Though SEA Focus is small, its size makes for a concentrated presentation of the region’s often overlooked talent. “We made a specific effort to have the booths bring only one or two artists,” Eu says. “Art fairs are so new in Southeast Asia, and this approach lets people get to know the artists…[and]talk to the galleries.”
Jakarta’s Roh Projects and Bangkok’s Nova Contemporary “brought completely new, un-established artists”, Eu says, while Berlin’s neugerriemschneider papered its booth with timely drawings of protest images by the Argentinean-born Thai artist Rirkrit Tiravanija, who also showed at The Drawing Room. “The presentation allows a lot of what is missing in the larger art world, and this year we see a lot of the craft side coming to the fair, such as Yee I-Lann’s indigenous weaving at Silverlens…They are accessibly priced, intriguing works, which is the key to good sales.”

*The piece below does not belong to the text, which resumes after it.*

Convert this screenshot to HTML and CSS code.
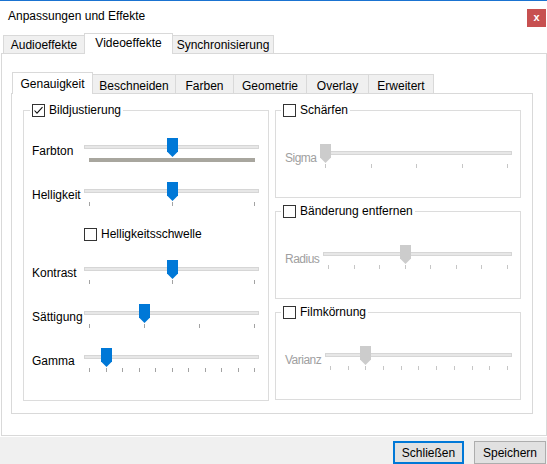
FILE: index.html
```html
<!DOCTYPE html>
<html lang="de">
<head>
<meta charset="utf-8">
<title>Anpassungen und Effekte</title>
<link rel="stylesheet" href="styles.css">
</head>
<body>
<div class="window">
  <div class="titlebar">
    <span class="title">Anpassungen und Effekte</span>
    <span class="close">x</span>
  </div>

  <div class="tabbar outer-tabs">
    <div class="tab w-audio">Audioeffekte</div>
    <div class="tab active w-video">Videoeffekte</div>
    <div class="tab w-sync">Synchronisierung</div>
  </div>

  <div class="outer-panel">
    <div class="tabbar inner-tabs">
      <div class="tab active w-gen">Genauigkeit</div>
      <div class="tab w-besch">Beschneiden</div>
      <div class="tab w-farb">Farben</div>
      <div class="tab w-geo">Geometrie</div>
      <div class="tab w-over">Overlay</div>
      <div class="tab w-erw">Erweitert</div>
    </div>

    <div class="inner-panel">
      <div class="group left-group">
        <div class="group-title">
          <span class="cb"><svg viewBox="0 0 11 11" width="11" height="11"><polyline points="1.5,5.5 4,8.2 9.5,2.2" fill="none" stroke="#111" stroke-width="1.1"/></svg></span>
          <span>Bildjustierung</span>
        </div>
        <div class="rows">
          <div class="row">
            <span class="label">Farbton</span>
            <div class="slider fixed" style="--v:0.5">
              <div class="groove"><div class="track"></div></div>
              <div class="hue"></div>
              <svg class="thumb" viewBox="0 0 11 19" width="11" height="19"><path d="M0 0H11V13.5L5.5 19L0 13.5Z"/></svg>
            </div>
          </div>
          <div class="row">
            <span class="label">Helligkeit</span>
            <div class="slider fixed" style="--v:0.5">
              <div class="groove"><div class="track"></div></div>
              <div class="ticks"><i></i><i></i><i></i></div>
              <svg class="thumb" viewBox="0 0 11 19" width="11" height="19"><path d="M0 0H11V13.5L5.5 19L0 13.5Z"/></svg>
            </div>
          </div>
          <div class="cbrow">
            <span class="cb"></span>
            <span>Helligkeitsschwelle</span>
          </div>
          <div class="row">
            <span class="label">Kontrast</span>
            <div class="slider fixed" style="--v:0.5">
              <div class="groove"><div class="track"></div></div>
              <div class="ticks"><i></i><i></i><i></i></div>
              <svg class="thumb" viewBox="0 0 11 19" width="11" height="19"><path d="M0 0H11V13.5L5.5 19L0 13.5Z"/></svg>
            </div>
          </div>
          <div class="row">
            <span class="label">Sättigung</span>
            <div class="slider fixed" style="--v:0.3333">
              <div class="groove"><div class="track"></div></div>
              <div class="ticks"><i></i><i></i><i></i><i></i></div>
              <svg class="thumb" viewBox="0 0 11 19" width="11" height="19"><path d="M0 0H11V13.5L5.5 19L0 13.5Z"/></svg>
            </div>
          </div>
          <div class="row">
            <span class="label">Gamma</span>
            <div class="slider fixed" style="--v:0.1">
              <div class="groove"><div class="track"></div></div>
              <div class="ticks"><i></i><i></i><i></i><i></i><i></i><i></i><i></i><i></i><i></i><i></i><i></i></div>
              <svg class="thumb" viewBox="0 0 11 19" width="11" height="19"><path d="M0 0H11V13.5L5.5 19L0 13.5Z"/></svg>
            </div>
          </div>
        </div>
      </div>

      <div class="right-col">
        <div class="group rgroup">
          <div class="group-title">
            <span class="cb"></span>
            <span>Schärfen</span>
          </div>
          <div class="srow">
            <span class="label disabled lw-sigma">Sigma</span>
            <div class="slider off" style="--v:0">
              <div class="groove"><div class="track"></div></div>
              <div class="ticks"><i></i><i></i><i></i><i></i><i></i></div>
              <svg class="thumb" viewBox="0 0 11 19" width="11" height="19"><path d="M0 0H11V13.5L5.5 19L0 13.5Z"/></svg>
            </div>
          </div>
        </div>
        <div class="group rgroup">
          <div class="group-title">
            <span class="cb"></span>
            <span>Bänderung entfernen</span>
          </div>
          <div class="srow">
            <span class="label disabled lw-radius">Radius</span>
            <div class="slider off" style="--v:0.4286">
              <div class="groove"><div class="track"></div></div>
              <div class="ticks"><i></i><i></i><i></i><i></i><i></i><i></i><i></i><i></i></div>
              <svg class="thumb" viewBox="0 0 11 19" width="11" height="19"><path d="M0 0H11V13.5L5.5 19L0 13.5Z"/></svg>
            </div>
          </div>
        </div>
        <div class="group rgroup last">
          <div class="group-title">
            <span class="cb"></span>
            <span>Filmkörnung</span>
          </div>
          <div class="srow">
            <span class="label disabled lw-varianz">Varianz</span>
            <div class="slider off" style="--v:0.2">
              <div class="groove"><div class="track"></div></div>
              <div class="ticks"><i></i><i></i><i></i><i></i><i></i><i></i><i></i><i></i><i></i><i></i><i></i></div>
              <svg class="thumb" viewBox="0 0 11 19" width="11" height="19"><path d="M0 0H11V13.5L5.5 19L0 13.5Z"/></svg>
            </div>
          </div>
        </div>
      </div>
    </div>
  </div>

  <div class="buttonbar">
    <button class="btn default w-close">Schließen</button>
    <button class="btn w-save">Speichern</button>
  </div>
</div>
</body>
</html>
```

FILE: styles.css
```css
* { box-sizing: border-box; }

html, body {
  margin: 0;
  padding: 0;
  background: #ffffff;
}

body {
  font-family: "Liberation Sans", Arial, sans-serif;
  font-size: 12px;
  color: #000;
}

.window {
  width: 547px;
  height: 464px;
  background: #ffffff;
  overflow: hidden;
}

/* ---------- title bar ---------- */
.titlebar {
  height: 33px;
  border-top: 1px solid #1a73d1;
  display: flex;
  align-items: flex-start;
  padding-left: 8px;
}

.title {
  margin-top: 8px;
  line-height: 15px;
}

.close {
  margin-left: auto;
  margin-top: 8px;
  margin-right: 1px;
  width: 19px;
  height: 18px;
  background: #c75050;
  color: #fff;
  font-size: 11px;
  font-weight: bold;
  line-height: 17px;
  text-align: center;
}

/* ---------- tabs ---------- */
.tabbar {
  display: flex;
  align-items: flex-end;
  position: relative;
  z-index: 1;
  margin-bottom: -1px;
}

.tab {
  border: 1px solid #d9d9d9;
  background: #f0f0f0;
  text-align: center;
  line-height: 14px;
  white-space: nowrap;
}

.tab + .tab { margin-left: -1px; }

.tab.active {
  background: #ffffff;
  border-bottom: none;
  position: relative;
  z-index: 2;
}

.outer-tabs {
  height: 21px;
  padding-left: 3px;
}

.outer-tabs .tab {
  height: 19px;
  padding-top: 2px;
}

.outer-tabs .tab.active {
  height: 21px;
  padding-top: 2px;
}

.inner-tabs {
  height: 22px;
  padding-left: 1px;
}

.inner-tabs .tab {
  height: 20px;
  padding-top: 4px;
}

.inner-tabs .tab.active {
  height: 22px;
  padding-top: 4px;
}

.w-audio { width: 82px; }
.w-video { width: 89px; }
.w-sync  { width: 102px; }

.w-gen   { width: 81px; }
.w-besch { width: 84px; }
.w-farb  { width: 59px; }
.w-geo   { width: 74px; }
.w-over  { width: 63px; }
.w-erw   { width: 66px; }

/* ---------- panels ---------- */
.outer-panel {
  margin-left: 1px;
  width: 546px;
  height: 383px;
  border: 1px solid #d9d9d9;
  background: #ffffff;
  padding: 18px 0 0 9px;
}

.inner-panel {
  width: 522px;
  height: 321px;
  border: 1px solid #d9d9d9;
  background: #ffffff;
  padding: 16px 0 0 11px;
  display: flex;
  align-items: flex-start;
  gap: 6px;
}

/* ---------- group boxes ---------- */
.group {
  border: 1px solid #dcdcdc;
  width: 246px;
}

.left-group {
  height: 291px;
  padding-left: 8px;
}

.group-title {
  display: flex;
  align-items: center;
  gap: 4px;
  height: 13px;
  margin-top: -7px;
  background: #fff;
  width: max-content;
  padding: 0 2px;
  line-height: 13px;
}

.left-group .group-title { margin-left: -2px; }

.cb {
  width: 13px;
  height: 13px;
  border: 1px solid #333333;
  background: #ffffff;
  display: flex;
  align-items: center;
  justify-content: center;
  flex: none;
}

.cb svg { display: block; }

.rows {
  margin-top: 21px;
  display: flex;
  flex-direction: column;
  gap: 20px;
}

.row {
  display: flex;
}

.label {
  padding-top: 6px;
  line-height: 15px;
  white-space: nowrap;
}

.row .label { width: 52px; flex: none; }

.cbrow {
  display: flex;
  align-items: center;
  gap: 4px;
  height: 13px;
  line-height: 13px;
  margin-left: 52px;
  margin-top: 2px;
  margin-bottom: -1px;
}

/* ---------- sliders ---------- */
.slider {
  position: relative;
  height: 24px;
}

.slider.fixed { width: 175px; flex: none; }

.groove { height: 19px; padding-top: 7px; }

.track {
  height: 4px;
  background: #e7e7e7;
  border: 1px solid #d6d6d6;
}

.ticks {
  margin-top: 1px;
  height: 4px;
  padding: 0 4px 0 5px;
  display: flex;
  justify-content: space-between;
}

.ticks i {
  display: block;
  width: 1px;
  height: 4px;
  background: #a3a3a3;
}

.hue {
  margin: 1px 4px 0 5px;
  height: 4px;
  background: #a8a69e;
}

.thumb {
  position: absolute;
  top: 0;
  left: calc(var(--v) * (100% - 10px));
  fill: #0078d7;
  display: block;
}

.slider.off .thumb { fill: #cccccc; }
.slider.off .ticks i { background: #c6c6c6; }

/* ---------- right groups ---------- */
.right-col {
  width: 246px;
  display: flex;
  flex-direction: column;
  gap: 13px;
}

.rgroup { height: 88px; }
.rgroup.last { height: 88px; }

.rgroup .group-title { margin-left: 5px; }

.srow {
  display: flex;
  gap: 6px;
  margin-top: 27px;
  padding-left: 9px;
  padding-right: 8px;
}

.srow .label { padding-top: 7px; flex: none; letter-spacing: -0.5px; }

.lw-sigma   { width: 29px; }
.lw-radius  { width: 32px; }
.lw-varianz { width: 34px; }

.srow .slider { flex: 1; }

.label.disabled { color: #a0a0a0; }

/* ---------- button bar ---------- */
.buttonbar {
  height: 28px;
  margin-top: 1px;
  background: #f0f0f0;
  display: flex;
  justify-content: flex-end;
  align-items: flex-start;
  gap: 10px;
  padding-top: 4px;
  padding-right: 1px;
}

.btn {
  height: 23px;
  background: #e1e1e1;
  border: 1px solid #adadad;
  font-family: inherit;
  font-size: 12px;
  color: #000;
  padding: 0;
  margin: 0;
}

.btn.default { border: 2px solid #0078d7; }

.w-close { width: 71px; }
.w-save  { width: 72px; }
```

Attending for the first time, Silverlens Gallery from Manila brought woven works by the Borneo-based Yee as well as Thai artist Mit Jai Inn. “The clients are mostly local Singapore collectors,” says a spokeswoman, who praised the fair’s organisation. She describes the Singapore scene as “very receptive” and the gallery had brought works priced between $2,500 and $20,000, a couple of which had sold.

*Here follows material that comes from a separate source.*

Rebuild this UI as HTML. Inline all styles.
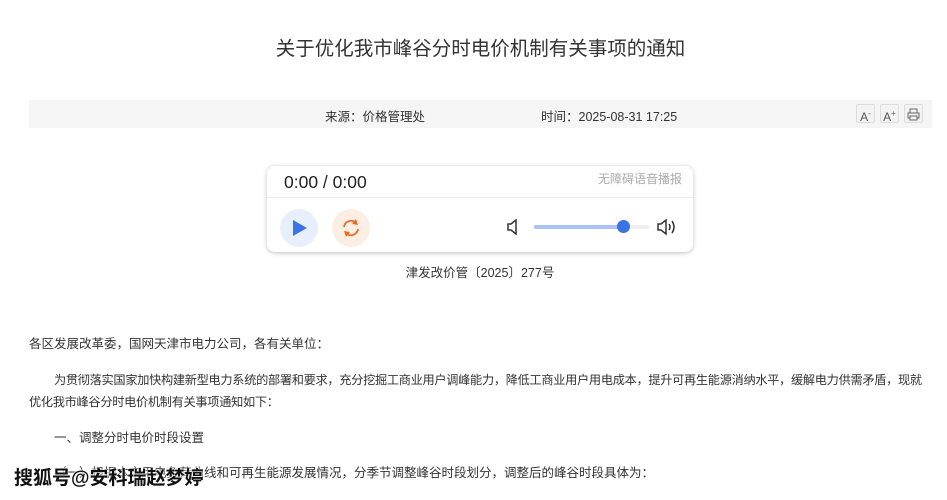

Seoul’s The Columns Gallery, which opened a Singapore location in Gillman Barracks last November, saw solid sales of the Disney-subverting Becoming Whiteseries by emerging star and 2019 Hugo Boss Asia Award recipient Eisa Jocson. They went mostly to Singaporean and local expatriate collectors, for SGD3,000 to SGD7,000, says the gallery’s owner Dong Jo Chang.
Eu dismisses the perennial concerns about censorship in Singapore, which sit particularly heavy since the government instituted the Protection from Online Falsehoods and Manipulations Act last year. Under Pofma, Singaporeans can be prosecuted for posting what the government deems misleading statements, or in practice criticism of the government, on social media. But while Eu concedes “Singapore’s censorship is notorious” she adds “look at how much is said in the current Singapore Biennale. Thailand, when about the royal family, and China both have it much worse. Singapore does not censor so much, just [works relating to] LGBTQ and religion, to not offend sensibilities, but the government is otherwise very tolerant – as long as you know the boundaries, as long as [anything sensitive] is contained, and as long as it is not public.”
“Singapore moves with time, and tries to be in the forefront,” she continues. “Art needs government support, and private support too, there is a very collaborative spirit here.”